-- Data --

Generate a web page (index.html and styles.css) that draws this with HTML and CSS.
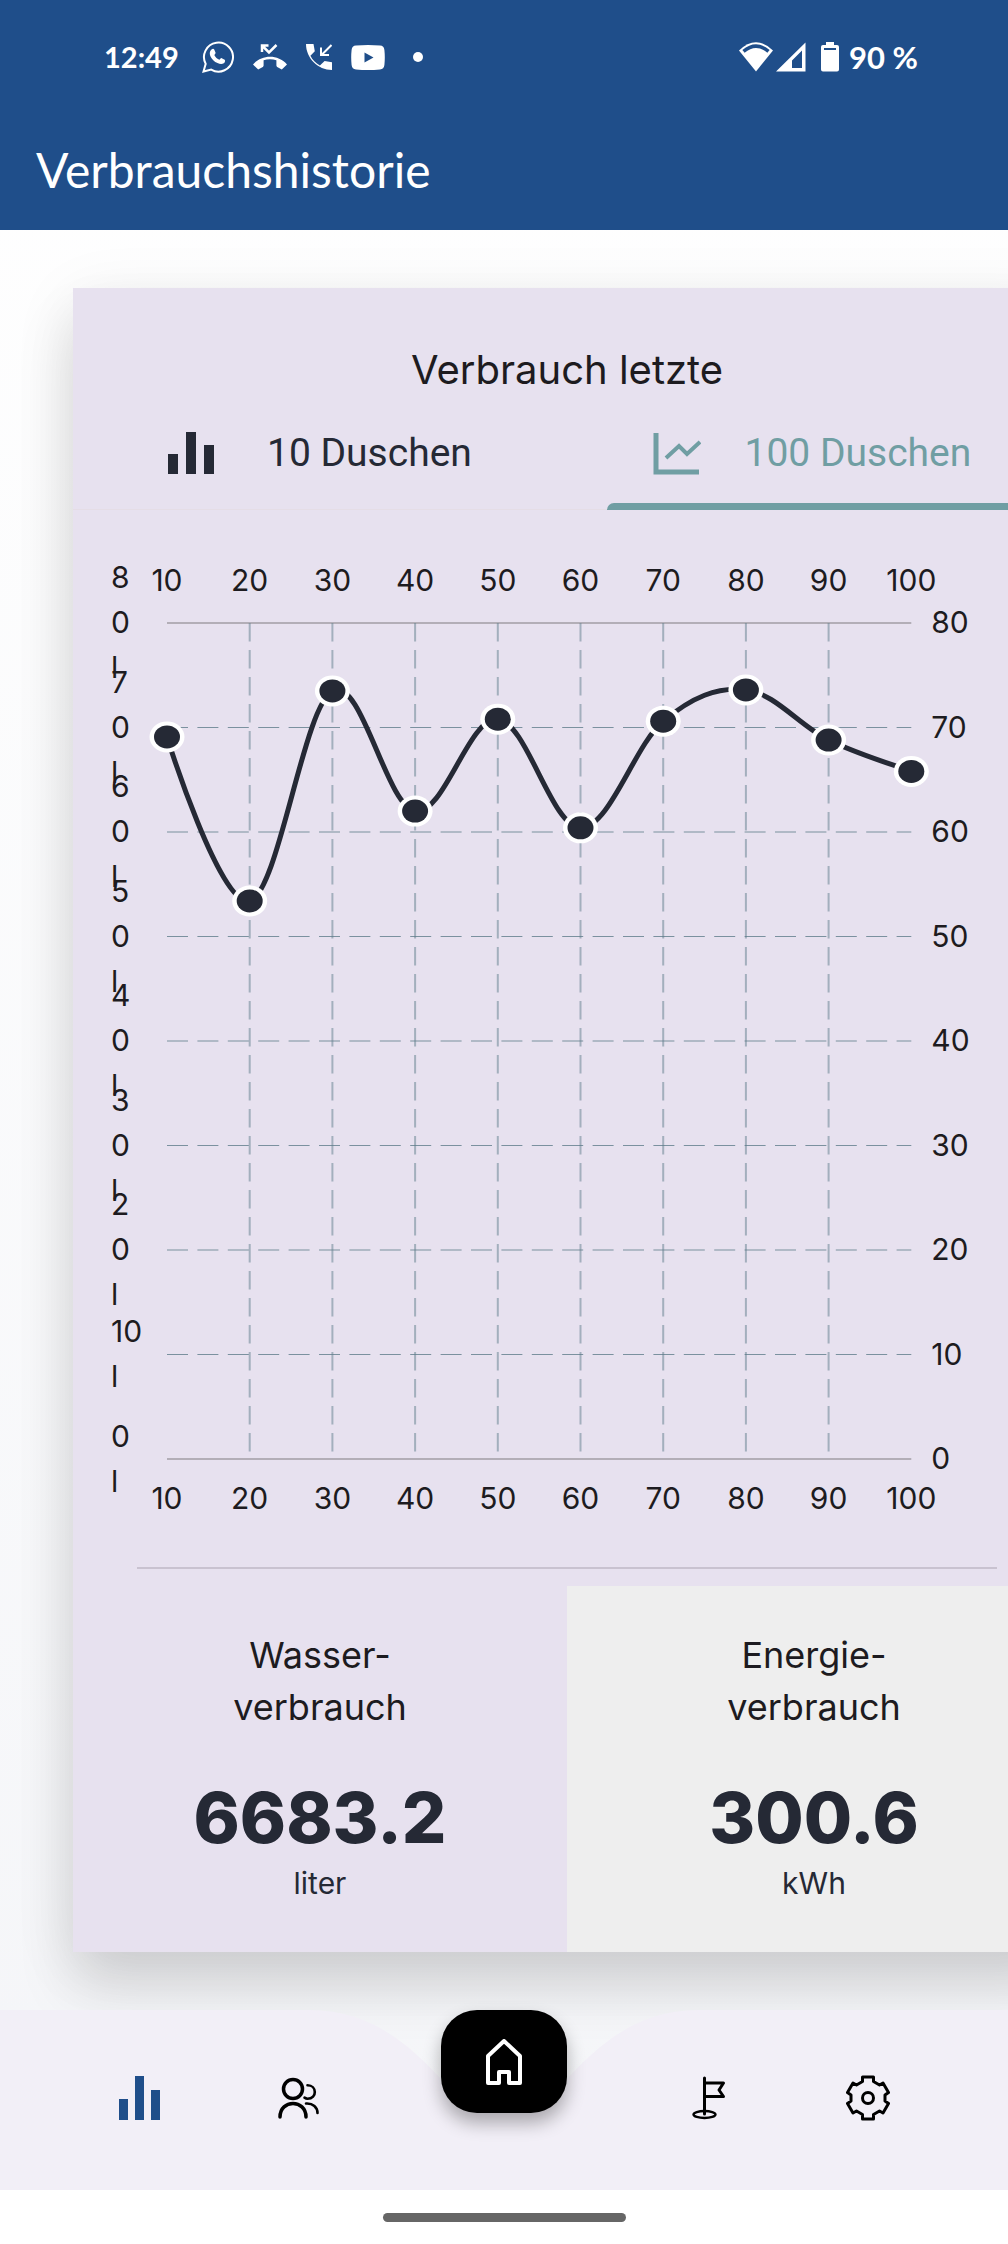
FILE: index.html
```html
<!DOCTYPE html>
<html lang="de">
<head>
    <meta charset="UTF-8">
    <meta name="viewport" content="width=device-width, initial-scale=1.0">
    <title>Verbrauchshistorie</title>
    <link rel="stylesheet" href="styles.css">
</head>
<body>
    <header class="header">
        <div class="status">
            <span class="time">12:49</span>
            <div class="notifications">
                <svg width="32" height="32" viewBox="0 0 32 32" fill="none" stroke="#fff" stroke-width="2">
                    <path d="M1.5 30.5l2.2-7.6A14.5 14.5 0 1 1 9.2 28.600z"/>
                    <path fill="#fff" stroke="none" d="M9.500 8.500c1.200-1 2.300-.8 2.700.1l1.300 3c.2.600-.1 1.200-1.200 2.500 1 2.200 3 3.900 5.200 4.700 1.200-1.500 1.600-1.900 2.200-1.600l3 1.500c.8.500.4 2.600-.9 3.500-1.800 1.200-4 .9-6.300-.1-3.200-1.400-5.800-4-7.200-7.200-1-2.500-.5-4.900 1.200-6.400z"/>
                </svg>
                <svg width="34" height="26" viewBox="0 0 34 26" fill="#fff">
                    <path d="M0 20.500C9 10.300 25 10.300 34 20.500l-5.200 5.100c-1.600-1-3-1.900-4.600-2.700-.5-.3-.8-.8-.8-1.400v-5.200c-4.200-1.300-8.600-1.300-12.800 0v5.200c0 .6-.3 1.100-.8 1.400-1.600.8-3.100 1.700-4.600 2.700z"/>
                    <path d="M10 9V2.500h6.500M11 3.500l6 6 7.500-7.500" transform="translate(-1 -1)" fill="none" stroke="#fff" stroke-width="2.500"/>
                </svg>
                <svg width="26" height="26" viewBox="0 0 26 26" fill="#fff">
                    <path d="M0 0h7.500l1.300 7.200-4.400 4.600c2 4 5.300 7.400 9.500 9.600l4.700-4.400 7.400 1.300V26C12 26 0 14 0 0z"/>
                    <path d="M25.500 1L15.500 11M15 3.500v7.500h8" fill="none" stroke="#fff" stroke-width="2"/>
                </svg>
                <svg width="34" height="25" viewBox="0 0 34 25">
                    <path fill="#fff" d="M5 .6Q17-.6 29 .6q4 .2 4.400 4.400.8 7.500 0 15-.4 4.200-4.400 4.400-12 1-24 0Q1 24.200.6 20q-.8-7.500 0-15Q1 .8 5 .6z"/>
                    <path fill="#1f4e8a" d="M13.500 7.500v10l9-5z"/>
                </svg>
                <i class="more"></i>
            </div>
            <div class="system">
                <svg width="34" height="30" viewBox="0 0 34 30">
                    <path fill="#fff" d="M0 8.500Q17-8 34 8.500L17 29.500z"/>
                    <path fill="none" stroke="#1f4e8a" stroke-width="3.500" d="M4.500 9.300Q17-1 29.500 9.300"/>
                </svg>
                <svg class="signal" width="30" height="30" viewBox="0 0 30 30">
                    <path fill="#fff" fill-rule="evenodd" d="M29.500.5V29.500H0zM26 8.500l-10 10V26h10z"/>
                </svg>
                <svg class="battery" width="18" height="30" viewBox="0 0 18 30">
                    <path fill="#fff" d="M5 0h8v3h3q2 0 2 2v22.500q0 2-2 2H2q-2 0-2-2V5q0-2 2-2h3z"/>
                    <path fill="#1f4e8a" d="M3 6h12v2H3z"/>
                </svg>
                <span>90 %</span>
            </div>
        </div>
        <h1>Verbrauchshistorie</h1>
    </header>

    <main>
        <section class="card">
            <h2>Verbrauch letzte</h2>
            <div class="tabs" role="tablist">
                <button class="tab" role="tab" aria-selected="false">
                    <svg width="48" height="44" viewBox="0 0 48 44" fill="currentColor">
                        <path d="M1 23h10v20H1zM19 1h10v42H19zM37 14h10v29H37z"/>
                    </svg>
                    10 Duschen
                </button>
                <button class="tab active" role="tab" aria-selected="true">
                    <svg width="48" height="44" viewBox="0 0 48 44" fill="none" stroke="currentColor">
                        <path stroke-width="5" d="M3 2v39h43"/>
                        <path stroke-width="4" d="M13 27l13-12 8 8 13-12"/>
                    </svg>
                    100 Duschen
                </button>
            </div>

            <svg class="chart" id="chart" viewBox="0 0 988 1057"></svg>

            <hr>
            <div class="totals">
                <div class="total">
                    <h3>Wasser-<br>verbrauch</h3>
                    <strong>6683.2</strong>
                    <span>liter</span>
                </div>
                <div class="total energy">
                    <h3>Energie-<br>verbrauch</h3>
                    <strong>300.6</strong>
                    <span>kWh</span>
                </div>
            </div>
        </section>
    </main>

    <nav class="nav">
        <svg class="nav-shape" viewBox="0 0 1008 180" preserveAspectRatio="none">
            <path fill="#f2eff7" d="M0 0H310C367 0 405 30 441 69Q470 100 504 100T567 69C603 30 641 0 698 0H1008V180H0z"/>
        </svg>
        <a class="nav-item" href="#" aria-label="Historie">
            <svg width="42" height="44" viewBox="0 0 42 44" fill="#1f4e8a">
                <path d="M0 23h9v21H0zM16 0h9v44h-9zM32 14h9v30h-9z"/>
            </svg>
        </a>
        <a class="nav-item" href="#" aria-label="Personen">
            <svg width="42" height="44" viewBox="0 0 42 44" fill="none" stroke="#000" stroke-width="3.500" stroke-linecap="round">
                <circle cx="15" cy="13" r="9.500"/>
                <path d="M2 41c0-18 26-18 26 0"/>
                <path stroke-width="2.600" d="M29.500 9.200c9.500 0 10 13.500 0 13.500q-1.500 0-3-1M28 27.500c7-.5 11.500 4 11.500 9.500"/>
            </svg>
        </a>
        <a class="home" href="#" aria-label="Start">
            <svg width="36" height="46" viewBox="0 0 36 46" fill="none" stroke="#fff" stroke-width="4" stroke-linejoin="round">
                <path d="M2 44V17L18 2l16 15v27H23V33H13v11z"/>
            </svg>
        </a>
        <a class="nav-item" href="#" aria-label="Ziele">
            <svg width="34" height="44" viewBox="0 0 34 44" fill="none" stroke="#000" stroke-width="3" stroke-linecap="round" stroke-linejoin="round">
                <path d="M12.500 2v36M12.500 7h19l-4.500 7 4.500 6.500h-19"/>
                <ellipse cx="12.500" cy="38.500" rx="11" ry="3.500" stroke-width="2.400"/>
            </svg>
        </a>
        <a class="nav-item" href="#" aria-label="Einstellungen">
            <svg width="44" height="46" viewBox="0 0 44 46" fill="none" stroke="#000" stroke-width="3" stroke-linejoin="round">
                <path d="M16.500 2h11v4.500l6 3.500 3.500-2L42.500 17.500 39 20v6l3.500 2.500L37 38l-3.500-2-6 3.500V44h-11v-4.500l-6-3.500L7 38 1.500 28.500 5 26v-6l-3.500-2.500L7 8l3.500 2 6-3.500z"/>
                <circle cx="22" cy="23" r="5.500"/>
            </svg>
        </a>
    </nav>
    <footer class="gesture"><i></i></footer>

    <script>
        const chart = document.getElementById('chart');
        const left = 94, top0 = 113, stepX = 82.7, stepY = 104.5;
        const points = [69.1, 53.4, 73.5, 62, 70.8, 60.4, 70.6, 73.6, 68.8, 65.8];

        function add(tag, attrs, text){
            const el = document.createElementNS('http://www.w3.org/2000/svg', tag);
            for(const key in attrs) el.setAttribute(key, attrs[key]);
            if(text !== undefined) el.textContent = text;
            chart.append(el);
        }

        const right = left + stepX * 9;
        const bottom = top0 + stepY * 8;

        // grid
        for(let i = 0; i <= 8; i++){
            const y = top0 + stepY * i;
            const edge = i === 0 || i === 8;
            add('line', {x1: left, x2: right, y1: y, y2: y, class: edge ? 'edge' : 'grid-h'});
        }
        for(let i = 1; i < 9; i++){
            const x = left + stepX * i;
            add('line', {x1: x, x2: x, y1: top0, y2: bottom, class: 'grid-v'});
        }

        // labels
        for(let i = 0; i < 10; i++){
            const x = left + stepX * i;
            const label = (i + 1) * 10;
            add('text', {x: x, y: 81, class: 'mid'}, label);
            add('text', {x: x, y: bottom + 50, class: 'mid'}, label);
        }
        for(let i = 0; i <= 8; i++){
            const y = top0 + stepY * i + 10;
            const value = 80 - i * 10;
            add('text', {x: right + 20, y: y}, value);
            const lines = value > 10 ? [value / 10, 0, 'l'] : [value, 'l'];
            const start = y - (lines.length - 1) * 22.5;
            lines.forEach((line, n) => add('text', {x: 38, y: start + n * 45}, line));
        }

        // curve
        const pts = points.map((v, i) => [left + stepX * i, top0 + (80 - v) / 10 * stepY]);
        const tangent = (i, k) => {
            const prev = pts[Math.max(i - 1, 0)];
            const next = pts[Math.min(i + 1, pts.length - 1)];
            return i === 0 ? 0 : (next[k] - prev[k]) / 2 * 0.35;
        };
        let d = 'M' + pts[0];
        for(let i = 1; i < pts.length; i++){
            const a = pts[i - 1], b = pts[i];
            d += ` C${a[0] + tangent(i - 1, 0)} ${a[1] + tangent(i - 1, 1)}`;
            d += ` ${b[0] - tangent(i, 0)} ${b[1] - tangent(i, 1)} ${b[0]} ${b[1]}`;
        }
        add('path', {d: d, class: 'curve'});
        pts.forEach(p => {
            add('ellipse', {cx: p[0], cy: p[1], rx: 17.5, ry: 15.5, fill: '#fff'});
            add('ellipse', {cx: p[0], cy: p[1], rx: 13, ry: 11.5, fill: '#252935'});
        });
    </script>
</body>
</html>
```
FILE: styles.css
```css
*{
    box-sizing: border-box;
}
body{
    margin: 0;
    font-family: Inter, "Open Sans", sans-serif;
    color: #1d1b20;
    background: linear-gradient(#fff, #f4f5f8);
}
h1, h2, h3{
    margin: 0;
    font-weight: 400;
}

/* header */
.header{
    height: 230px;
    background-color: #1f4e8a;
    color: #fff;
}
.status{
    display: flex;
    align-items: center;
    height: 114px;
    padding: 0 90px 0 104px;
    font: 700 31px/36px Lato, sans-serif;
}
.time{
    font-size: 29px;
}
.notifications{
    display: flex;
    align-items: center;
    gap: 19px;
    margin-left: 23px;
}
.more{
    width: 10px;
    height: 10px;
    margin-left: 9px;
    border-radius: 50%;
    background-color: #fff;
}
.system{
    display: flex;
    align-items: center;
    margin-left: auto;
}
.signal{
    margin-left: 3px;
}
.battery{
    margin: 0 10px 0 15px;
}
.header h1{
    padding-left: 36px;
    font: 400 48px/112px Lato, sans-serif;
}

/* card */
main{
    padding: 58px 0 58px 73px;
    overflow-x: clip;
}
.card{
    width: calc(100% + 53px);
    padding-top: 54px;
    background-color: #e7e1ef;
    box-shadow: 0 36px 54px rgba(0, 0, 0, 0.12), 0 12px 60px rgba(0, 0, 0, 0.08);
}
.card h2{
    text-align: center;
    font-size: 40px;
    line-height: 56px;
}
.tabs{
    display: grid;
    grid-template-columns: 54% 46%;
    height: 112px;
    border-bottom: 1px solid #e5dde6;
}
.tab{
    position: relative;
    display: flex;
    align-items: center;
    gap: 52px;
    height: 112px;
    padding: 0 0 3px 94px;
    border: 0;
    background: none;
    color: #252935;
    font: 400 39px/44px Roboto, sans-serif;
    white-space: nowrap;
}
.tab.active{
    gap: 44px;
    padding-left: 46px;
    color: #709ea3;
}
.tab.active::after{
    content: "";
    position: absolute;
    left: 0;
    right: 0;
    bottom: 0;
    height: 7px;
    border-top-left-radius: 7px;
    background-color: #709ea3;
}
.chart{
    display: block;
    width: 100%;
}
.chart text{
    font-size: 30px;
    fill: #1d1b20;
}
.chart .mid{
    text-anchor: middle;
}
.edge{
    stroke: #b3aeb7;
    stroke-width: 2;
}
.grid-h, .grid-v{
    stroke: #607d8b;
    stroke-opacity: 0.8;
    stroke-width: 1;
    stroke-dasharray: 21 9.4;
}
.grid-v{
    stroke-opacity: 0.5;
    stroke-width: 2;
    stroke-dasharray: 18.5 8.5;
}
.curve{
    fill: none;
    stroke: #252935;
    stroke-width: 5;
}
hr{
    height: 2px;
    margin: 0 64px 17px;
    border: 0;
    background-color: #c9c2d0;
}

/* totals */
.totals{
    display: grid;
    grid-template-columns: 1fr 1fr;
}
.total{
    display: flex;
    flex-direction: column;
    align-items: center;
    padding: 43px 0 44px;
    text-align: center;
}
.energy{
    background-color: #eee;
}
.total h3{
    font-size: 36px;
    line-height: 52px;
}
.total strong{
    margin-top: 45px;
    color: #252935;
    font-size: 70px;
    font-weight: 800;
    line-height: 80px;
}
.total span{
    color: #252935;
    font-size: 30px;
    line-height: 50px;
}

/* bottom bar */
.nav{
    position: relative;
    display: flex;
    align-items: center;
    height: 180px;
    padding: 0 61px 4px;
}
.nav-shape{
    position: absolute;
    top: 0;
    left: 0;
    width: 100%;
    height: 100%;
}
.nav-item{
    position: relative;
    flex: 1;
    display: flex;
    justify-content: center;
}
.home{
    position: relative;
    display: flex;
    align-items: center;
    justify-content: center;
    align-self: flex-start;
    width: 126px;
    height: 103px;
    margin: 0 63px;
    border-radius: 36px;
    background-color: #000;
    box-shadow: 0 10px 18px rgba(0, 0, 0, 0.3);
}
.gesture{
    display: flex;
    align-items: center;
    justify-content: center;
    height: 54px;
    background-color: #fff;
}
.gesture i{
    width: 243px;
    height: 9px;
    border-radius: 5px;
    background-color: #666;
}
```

-- Work to do --
Find all lines holding the string "styles" and copy them.

-- Output --
Generate a web page (index.html and styles.css) that draws this with HTML and CSS.
    <link rel="stylesheet" href="styles.css">
FILE: styles.css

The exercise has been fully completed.